The lunar environment is characterized by serious threats, ranging from frequent micrometeorite impacts, intense radiation levels (up to 2200 mSv/event during solar flares and CMEs [1]), extreme temperature fluctuations between day (420 K) and night (100 K) [2], and moonquakes, which can reach body wave magnitudes mb up to 5 during shallow (most energetic) events [3]. Many recent studies have consistently advocated forthe establishment of lunar outposts inside lunar lava tubes [4], [5], [6]. These large (100-300 m in diameter) cave-like natural, which are formed by ancient lava flows, could protect astronauts and structures from radiation
[7], meteorite impacts, and the extreme temperature variations [8]. Some of these sub-surface tunnels
are thought to be accessible by the superficial pit entrance [9], [10], and therefore are of great interest for future lunar settlements and for the following study.

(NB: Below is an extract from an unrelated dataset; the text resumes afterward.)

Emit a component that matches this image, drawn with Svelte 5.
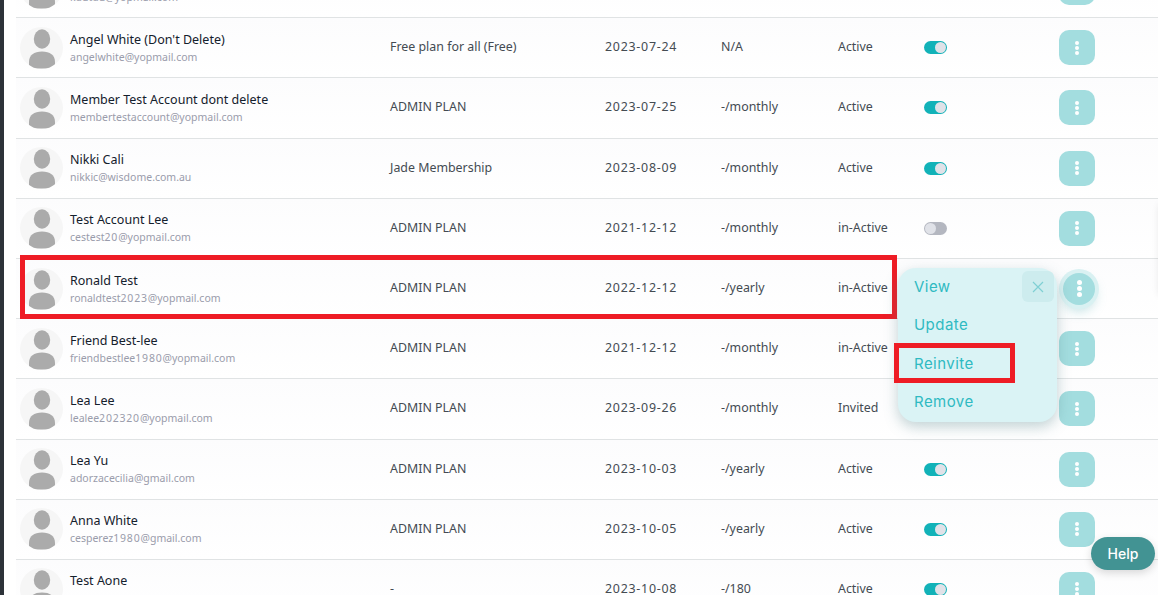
<script>
  const rows = [
    { name: '', email: 'kdutdu@yopmail.com', plan: '', date: '', price: '', status: '', toggle: '' },
    { name: "Angel White (Don't Delete)", email: 'angelwhite@yopmail.com', plan: 'Free plan for all (Free)', date: '2023-07-24', price: 'N/A', status: 'Active', toggle: 'on' },
    { name: 'Member Test Account dont delete', email: 'membertestaccount@yopmail.com', plan: 'ADMIN PLAN', date: '2023-07-25', price: '-/monthly', status: 'Active', toggle: 'on' },
    { name: 'Nikki Cali', email: 'nikkic@wisdome.com.au', plan: 'Jade Membership', date: '2023-08-09', price: '-/monthly', status: 'Active', toggle: 'on' },
    { name: 'Test Account Lee', email: 'cestest20@yopmail.com', plan: 'ADMIN PLAN', date: '2021-12-12', price: '-/monthly', status: 'in-Active', toggle: 'off' },
    { name: 'Ronald Test', email: 'ronaldtest2023@yopmail.com', plan: 'ADMIN PLAN', date: '2022-12-12', price: '-/yearly', status: 'in-Active', toggle: '', open: true },
    { name: 'Friend Best-lee', email: 'friendbestlee1980@yopmail.com', plan: 'ADMIN PLAN', date: '2021-12-12', price: '-/monthly', status: 'in-Active', toggle: '' },
    { name: 'Lea Lee', email: 'lealee202320@yopmail.com', plan: 'ADMIN PLAN', date: '2023-09-26', price: '-/monthly', status: 'Invited', toggle: '' },
    { name: 'Lea Yu', email: 'adorzacecilia@gmail.com', plan: 'ADMIN PLAN', date: '2023-10-03', price: '-/yearly', status: 'Active', toggle: 'on' },
    { name: 'Anna White', email: 'cesperez1980@gmail.com', plan: 'ADMIN PLAN', date: '2023-10-05', price: '-/yearly', status: 'Active', toggle: 'on' },
    { name: 'Test Aone', email: '', plan: '-', date: '2023-10-08', price: '-/180', status: 'Active', toggle: 'on' }
  ];

  // digits in the emails run wider than the fallback font, so they get their own span
  const pieces = (text) => text.split(/(\d+)/);
</script>

<div class="page">
  <div class="list">
    {#each rows as row}
      <div class="row">
        <div class="user">
          <div class="avatar">
            <svg width="28" height="40" viewBox="0 0 28 40">
              <ellipse cx="14" cy="10" rx="8.2" ry="9.7" fill="#ababab" />
              <path d="M1 33 C1 26 6 22.5 14 22.5 C22 22.5 27 26 27 33 L27 36 C27 38.5 25.5 39.5 23.5 39.5 L4.5 39.5 C2.5 39.5 1 38.5 1 36 Z" fill="#ababab" />
            </svg>
          </div>
          <div class="who">
            <div class="name">{row.name}</div>
            <div class="email">
              {#each pieces(row.email) as piece, i}
                {#if i % 2}<span class="digits">{piece}</span>{:else}{piece}{/if}
              {/each}
            </div>
          </div>
        </div>
        <div class="cell text">{row.plan}</div>
        <div class="cell text date">{row.date}</div>
        <div class="cell text">{row.price}</div>
        <div class="cell text">{row.status}</div>
        <div class="cell">
          {#if row.toggle}
            <span class="toggle {row.toggle}"><span class="knob"></span></span>
          {/if}
        </div>
        <div class="cell">
          <button class="more" class:open={row.open} aria-label="More">
            <span></span><span></span><span></span>
          </button>
        </div>
      </div>
    {/each}
  </div>

  <div class="mark mark-row"></div>

  <div class="menu">
    <div class="close">
      <svg width="12" height="12" viewBox="0 0 12 12">
        <path d="M1 1 L11 11 M11 1 L1 11" stroke="#7fd0d3" stroke-width="1.2" fill="none" />
      </svg>
    </div>
    <div class="item">View</div>
    <div class="item">Update</div>
    <div class="item">Reinvite</div>
    <div class="item">Remove</div>
  </div>

  <div class="mark mark-item"></div>

  <div class="edge"></div>

  <button class="help">Help</button>
</div>

<style>
  :global(body) {
    background: #fff;
  }

  .page {
    position: relative;
    width: 1158px;
    height: 595px;
    overflow: hidden;
    background: #fff;
    font-family: "Noto Sans", "Open Sans", sans-serif;
    border-left: 4px solid #2d3239;
    box-sizing: border-box;
  }

  .list {
    margin: -42px 0 0 12px;
  }

  .row {
    display: grid;
    grid-template-columns: 374px 215px 116px 117px 86px 135px 1fr;
    align-items: center;
    height: 60.2px;
    box-sizing: border-box;
    border-bottom: 1px solid #e0e3e4;
    background: linear-gradient(#fcfcfd, #fff);
  }

  .user {
    display: flex;
    align-items: center;
    gap: 7px;
    padding-left: 4px;
  }

  .avatar {
    width: 43px;
    height: 42px;
    border-radius: 50%;
    background: #f6f6f6;
    display: flex;
    justify-content: center;
    align-items: flex-end;
    flex: none;
    overflow: hidden;
  }

  .name {
    font-size: 12.5px;
    line-height: 17px;
    height: 17px;
    color: #14202c;
  }

  .email {
    font-size: 10.5px;
    line-height: 15px;
    height: 15px;
    margin-top: 2px;
    color: #9a9cab;
  }

  .digits {
    letter-spacing: 0.8px;
  }

  .cell {
    font-size: 12.4px;
    color: #444b52;
    display: flex;
    align-items: center;
  }

  .text {
    padding-bottom: 2px;
  }

  .date {
    letter-spacing: 0.75px;
  }

  .toggle {
    width: 23px;
    height: 13px;
    border-radius: 7px;
    display: block;
    position: relative;
  }

  .toggle.on {
    background: #12b2b8;
  }

  .toggle.off {
    background: #b4b7c0;
  }

  .knob {
    position: absolute;
    top: 1px;
    width: 11px;
    height: 11px;
    border-radius: 50%;
    background: #e0e2e8;
  }

  .on .knob {
    right: 1px;
  }

  .off .knob {
    left: 1px;
  }

  .more {
    width: 36px;
    height: 35px;
    padding: 0;
    border: none;
    border-radius: 10px;
    background: #a3dddf;
    display: flex;
    flex-direction: column;
    align-items: center;
    justify-content: center;
    gap: 1px;
  }

  .more span {
    width: 4px;
    height: 4px;
    border-radius: 50%;
    background: #fff;
  }

  .more.open {
    width: 32px;
    height: 32px;
    margin-left: 4px;
    border-radius: 50%;
    box-shadow: 0 0 0 4px #d9f1f2, 0 6px 12px rgba(100, 180, 185, 0.4);
  }

  .more.open span {
    width: 5px;
    height: 5px;
  }

  .menu {
    position: absolute;
    left: 894px;
    top: 268px;
    width: 159px;
    height: 154px;
    box-sizing: border-box;
    padding: 8px 16px;
    border-radius: 18px;
    background: #daf3f5;
    box-shadow: 0 5px 14px rgba(80, 130, 135, 0.35);
    font-family: "Inter", sans-serif;
  }

  .item {
    height: 38.4px;
    line-height: 21px;
    font-size: 15px;
    color: #2fbac2;
    letter-spacing: 0.45px;
  }

  .close {
    position: absolute;
    right: 3px;
    top: 3px;
    width: 32px;
    height: 31px;
    border-radius: 6px;
    background: #cdecee;
    display: flex;
    align-items: center;
    justify-content: center;
  }

  .mark {
    position: absolute;
    border: 5px solid #ee1c25;
    box-sizing: border-box;
    pointer-events: none;
  }

  .mark-row {
    left: 16px;
    top: 255px;
    width: 877px;
    height: 64px;
  }

  .mark-item {
    left: 890px;
    top: 343px;
    width: 121px;
    height: 40px;
  }

  /* shadow of something just off the right side of the page */
  .edge {
    position: absolute;
    left: 1156px;
    top: 205px;
    width: 10px;
    height: 90px;
    box-shadow: 0 0 8px rgba(0, 0, 0, 0.12);
  }

  .help {
    position: absolute;
    left: 1087px;
    top: 537px;
    width: 64px;
    height: 33px;
    padding: 0;
    border: none;
    border-radius: 17px;
    background: #429393;
    color: #fff;
    font-family: "Inter", sans-serif;
    font-size: 14px;
    font-weight: 500;
    box-shadow: 0 3px 8px rgba(0, 0, 0, 0.15);
  }
</style>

A major challenge for lunar construction is the prohibitively high cost of transporting payloads, estimated at approximately $1 million per kilogram. In situ resource utilization (ISRU) offers an appealing potential solutionto this problem by leveraging lunar soil (regolith) as a primary building material, reducing dependence on costly Earth-supplied resources, which is essential for making the construction of the first lunar habitat both
economically viable and sustainable. The high transportation costs also render delivering heavy construction equipment, such as cranes or excavators, to the moon impractical. Furthermore, given that the construction of a lunar habitat is likely to require an extended period, relying on human labor is infeasible. Human involvement would necessitate temporary shelters and expose crews to severe life-threatening risks. Consequently, we envision the possibility to deploy robotic swarms and additive manufacturing systems ahead of human arrival. These autonomous systems could collect lunar soil and construct a fully functional habitat, ensuring that the environment is safe and ready for incoming astronauts.
Within the ISRU context, Additive Manufacturing (AM) technology [11] is receiving increasing attention due to its potential to produce various geometrically complex building blocks and structures in extreme environments. Sintering, particularly through Selective Laser, Solar, or Microwave techniques, is a promising solution under investigation for its ability to fuse regolith into structural geometries without additives (unlike concrete-like 3D printing), offering material-efficient methods for lunar construction. Up to date, various experiments have successfully sintered and formed parts [12], [13], rendering this fabrication method appealing for extraterrestrial
construction.
While many concepts for lunar habitats have already been developed and proposed [14], [15], [16], these often fail to address many of the core challenges inherent to lunar construction. Some concepts rely heavily on the costly transport of large construction equipment/robots and additives from Earth (Chinese Super Mansion [17] and Project Olympus [18]), while others rely on the use of heavy ready-to-live modules [19]. Therefore, the primary objective of this project is to develop and outline an autonomous robotic construction process to enable practical and scalable lunar construction of a lunar habitat within a lava tube using In-Situ Resource Utilization (ISRU) methods.
Sub-objectives include
- Outline the construction process from gathering and processing lunar material to the creation of construction geometries using Selective Laser Sintering
- Defining requirements for several aspects of the robots used in the construction process, including coordination strategies, traversal mechanisms, required tools and support systems such as charging infrastructure.
- Characterizing an ideal lunar regolith composition for construction and outlining how to acquire this material, from gathering the material to processing/filtering the material.